The University of Missouri has new rules that ensure the system’s financial aid offices offer students impartial advice about student loans.
The new regulations, signed by interim UM President Gordon Lamb, follow an inquiry New York Attorney General Andrew Cuomo, launched earlier this year, that examined financial aid practices nationwide. Cuomo began the inquiry after discovering that student loan companies were, among other things, paying travel and entertainment expenses for university officials in return for the preferential treatment of their company.
That led to a Senate bill, passed in July on a 95 to 0 vote, requiring colleges to craft codes of conduct governing their relationships with student-loan companies and “bars student lenders from giving gifts, trips or other perks to college officials.”
The new policy, “Relationships with Student Loan and Lending Institutions,” prohibits all UM employees from accepting “anything of value” from a loan company to give that company any advantage, limits participation of UM employees on advisory boards for student loan companies, and prohibits the companies from providing staff at UM financial aid offices. Also barred in the policy are “opportunity loans,” or loans that lenders make available after receiving a specific high amount of business from a school’s students.

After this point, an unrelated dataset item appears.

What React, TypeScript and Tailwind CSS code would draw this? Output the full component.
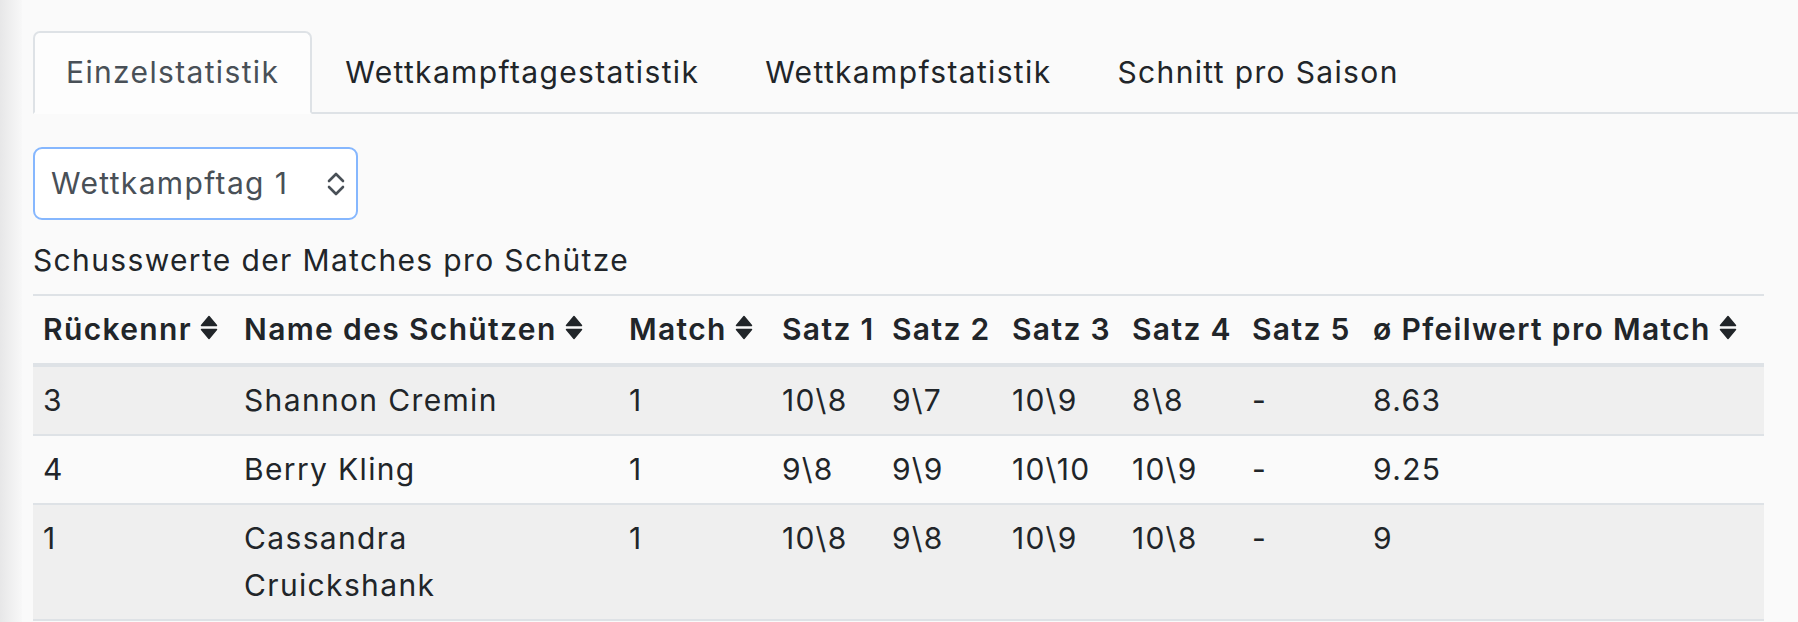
import React from "react";

const tabs = ["Einzelstatistik", "Wettkampftagestatistik", "Wettkampfstatistik", "Schnitt pro Saison"];

const rows = [
  { nr: "3", name: "Shannon Cremin", match: "1", saetze: ["10\\8", "9\\7", "10\\9", "8\\8", "-"], avg: "8.63" },
  { nr: "4", name: "Berry Kling", match: "1", saetze: ["9\\8", "9\\9", "10\\10", "10\\9", "-"], avg: "9.25" },
  { nr: "1", name: "Cassandra Cruickshank", match: "1", saetze: ["10\\8", "9\\8", "10\\9", "10\\8", "-"], avg: "9" },
];

const SortIcon = () => (
  <svg width="18" height="25" viewBox="0 0 18 25" className="ml-[8px] inline-block align-baseline" fill="#212529">
    <path d="M9 1.5 L16.5 10.5 H1.5 Z" stroke="#212529" strokeWidth="1.5" strokeLinejoin="round" />
    <path d="M1.5 14.5 H16.5 L9 23.5 Z" stroke="#212529" strokeWidth="1.5" strokeLinejoin="round" />
  </svg>
);

const SelectArrows = () => (
  <svg width="18" height="26" viewBox="0 0 18 26" fill="none" stroke="#495057" strokeWidth="2.6" strokeLinecap="round" strokeLinejoin="round">
    <polyline points="2,10 9,3 16,10" />
    <polyline points="2,16 9,23 16,16" />
  </svg>
);

const th = "border-t-2 border-b-4 border-[#dee2e6] px-[10px] py-[10px] text-left font-semibold whitespace-nowrap";
const td = "border-b-2 border-[#dee2e6] px-[10px] py-[10px] align-top";

const App = () => {
  return (
    <div className="flex min-h-[622px] bg-[#fafafa] font-['Inter',sans-serif] text-[30px] leading-[47px] tracking-[0.045em] text-[#212529]">
      <div className="w-[22px] shrink-0 bg-linear-to-r from-[#e7e7e8] to-[#f8f8f8]" />
      <div className="flex-1 pl-[11px] pt-[31px]">
        {/* tabs */}
        <ul className="flex border-b-2 border-[#dee2e6]">
          {tabs.map((tab, i) => (
            <li
              key={tab}
              className={
                i === 0
                  ? "-mb-[2px] rounded-t-[7px] border-2 border-[#dee2e6] border-b-[#fdfdfd] bg-[#fdfdfd] px-[31px] py-[16px] text-[#495057]"
                  : "-mb-[2px] border-2 border-transparent px-[31px] py-[16px] text-[#212529]"
              }
            >
              {tab}
            </li>
          ))}
        </ul>

        <div className="pr-[34px]">
          <div className="mt-[33px] flex h-[73px] w-[325px] items-center justify-between rounded-[9px] border-2 border-[#86b7fe] bg-white pl-[16px] pr-[11px] text-[#495057]">
            <span>Wettkampftag 1</span>
            <SelectArrows />
          </div>

          <table className="mt-[7px] w-full table-fixed border-separate border-spacing-0">
            <caption className="caption-top py-[10px] text-left">Schusswerte der Matches pro Schütze</caption>
            <colgroup>
              <col className="w-[201px]" />
              <col className="w-[385px]" />
              <col className="w-[153px]" />
              <col className="w-[110px]" />
              <col className="w-[120px]" />
              <col className="w-[120px]" />
              <col className="w-[120px]" />
              <col className="w-[121px]" />
              <col />
            </colgroup>
            <thead>
              <tr className="bg-[#fafafa]">
                <th className={th}>
                  Rückennr<SortIcon />
                </th>
                <th className={th}>
                  Name des Schützen<SortIcon />
                </th>
                <th className={th}>
                  Match<SortIcon />
                </th>
                <th className={th}>Satz 1</th>
                <th className={th}>Satz 2</th>
                <th className={th}>Satz 3</th>
                <th className={th}>Satz 4</th>
                <th className={th}>Satz 5</th>
                <th className={th}>
                  ø Pfeilwert pro Match<SortIcon />
                </th>
              </tr>
            </thead>
            <tbody>
              {rows.map((row, i) => (
                <tr key={row.nr} className={i % 2 === 0 ? "bg-[#efefef]" : "bg-[#fafafa]"}>
                  <td className={td}>{row.nr}</td>
                  <td className={td}>
                    <span className="inline-block max-w-[300px]">{row.name}</span>
                  </td>
                  <td className={td}>{row.match}</td>
                  {row.saetze.map((s, j) => (
                    <td key={j} className={td}>
                      {s}
                    </td>
                  ))}
                  <td className={td}>{row.avg}</td>
                </tr>
              ))}
            </tbody>
          </table>
        </div>
      </div>
    </div>
  );
};

export default App;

According to Scott Charton, director of MU communications, MU and the three other UM universities have already been complying with all of Missouri Attorney General Jay Nixon’s rules concerning student loans and the addition of the new policy does not alter any actions occurring in the UM financial aid offices. What the new policy does do, Charton says, is create a uniform set of rules for all UM campuses to follow and reassures students and parents that the financial aid offices act out of the best interest of students.